For Stamatis, this negotiation was a matter of survival. The port will get renovations with some new infrastructure. That for him is a win.
“It’s the city’s utility closet,” he exclaims. “Thirty-thousand trucks total are eliminated annually from the bridges and local streets.” Stamatis also argues that the port provides crucial services during emergencies, pointing to Hurricane Sandy as proof of how essential it is to have a port that can bring in food, commodities, fuel, and other essentials when the city needs them most.

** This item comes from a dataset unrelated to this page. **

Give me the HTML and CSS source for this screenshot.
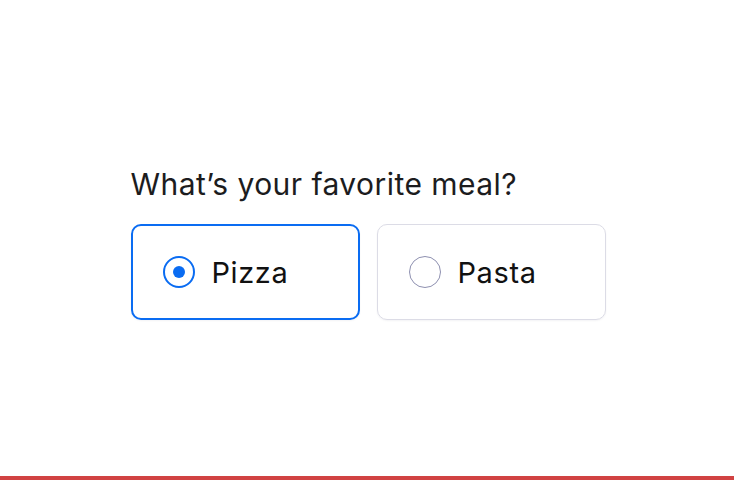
FILE: index.html
```html
<!DOCTYPE html>
<html lang="en">
<head>
    <meta charset="UTF-8">
    <meta name="viewport" content="width=device-width, initial-scale=1.0">
    <title>Favorite Meal</title>
    <link rel="stylesheet" href="styles.css">
</head>
<body>
<!--Question-->
<div class="page">
    <form class="question">
        <p class="title">What’s your favorite meal?</p>
        <div class="choices">
            <label class="choice checked">
                <input type="radio" name="meal" value="pizza" checked>
                <span class="dot"></span>
                Pizza
            </label>
            <label class="choice">
                <input type="radio" name="meal" value="pasta">
                <span class="dot"></span>
                Pasta
            </label>
        </div>
    </form>
</div>
<!--Bottom bar-->
<div class="bar"></div>
</body>
</html>
```

FILE: styles.css
```css
html, body {
    height: 100%;
}
body {
    margin: 0;
    display: flex;
    flex-direction: column;
    background: #fff;
    font-family: Inter, "Noto Sans", sans-serif;
    color: #111;
}
.page {
    flex: 1;
    display: flex;
    justify-content: center;
    padding-top: 166px;
    padding-left: 2px;
}
.title {
    margin: 0 0 22px 0;
    font-size: 30px;
    line-height: 36px;
    color: #1c1c1e;
    letter-spacing: 0.45px;
}
.choices {
    display: flex;
    gap: 17px;
}
.choice {
    box-sizing: border-box;
    width: 229px;
    height: 96px;
    display: flex;
    align-items: center;
    gap: 17px;
    padding-left: 31px;
    border: 1px solid #dcdce6;
    border-radius: 10px;
    font-size: 29px;
    letter-spacing: 0.6px;
    cursor: pointer;
    box-shadow: 0 1px 2px rgba(20, 20, 60, 0.05);
}
.choice.checked {
    border: 2px solid #0a6cf2;
    padding-left: 30px;
}
.choice input {
    display: none;
}
.dot {
    box-sizing: border-box;
    width: 32px;
    height: 32px;
    border-radius: 50%;
    border: 1px solid #8e90b0;
    display: flex;
    align-items: center;
    justify-content: center;
}
.choice.checked .dot {
    border: 2px solid #0a6cf2;
}
.choice.checked .dot::after {
    content: "";
    width: 12px;
    height: 12px;
    border-radius: 50%;
    background: #0a6cf2;
}
.bar {
    height: 4px;
    background: #d14242;
}
```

And while Carolina Salguero, founder of PortSide NewYork, agrees on the port’s importance, she believes the working waterfront is a public good and should receive more investment, not less. “If this vision plan is executed, I think that apart from the barge port over there, a massive gentrification will ensue,” she says.
Salguero notes that the area includes vessels moving fuel, sand and stone, a container port, a cruise terminal, shipyard companies, two museums, a commercial berth, harbor tours, and the New York Ferry.
Other than the port, the future of the rest of the working waterfront is unclear.
Gans is frustrated by the narrow choices in these development conversations; she believes the city and developers need more creativity in answering questions of housing, port use, and public space. “It’s a failure of imagination.”
This kind of planning, she says, creates further problems for the crisis ahead.
Salguero agrees. In her view, we should have a waterfront that is “not a glitzy new place for newcomers” but rather works to serve the city.
“I am concerned because the smaller it gets, the harder it is for it to be a modern marine terminal… Size does matter,” Genn says. If Red Hook loses too much ground, goods like structural lumber will be forced onto trucks and highways instead. “It’s just going to be trucked in from New Jersey.”
As debate continues on immediate plans to the broader future of the waterfront and surrounding community, the tension between industrial needs and real-estate pressure is clear.
“It’s cursed by the view,” Stamatis says with a half-laugh. “I would have gotten a 90-year lease from the Port Authority and the port would be secure if it wasn’t for this view.”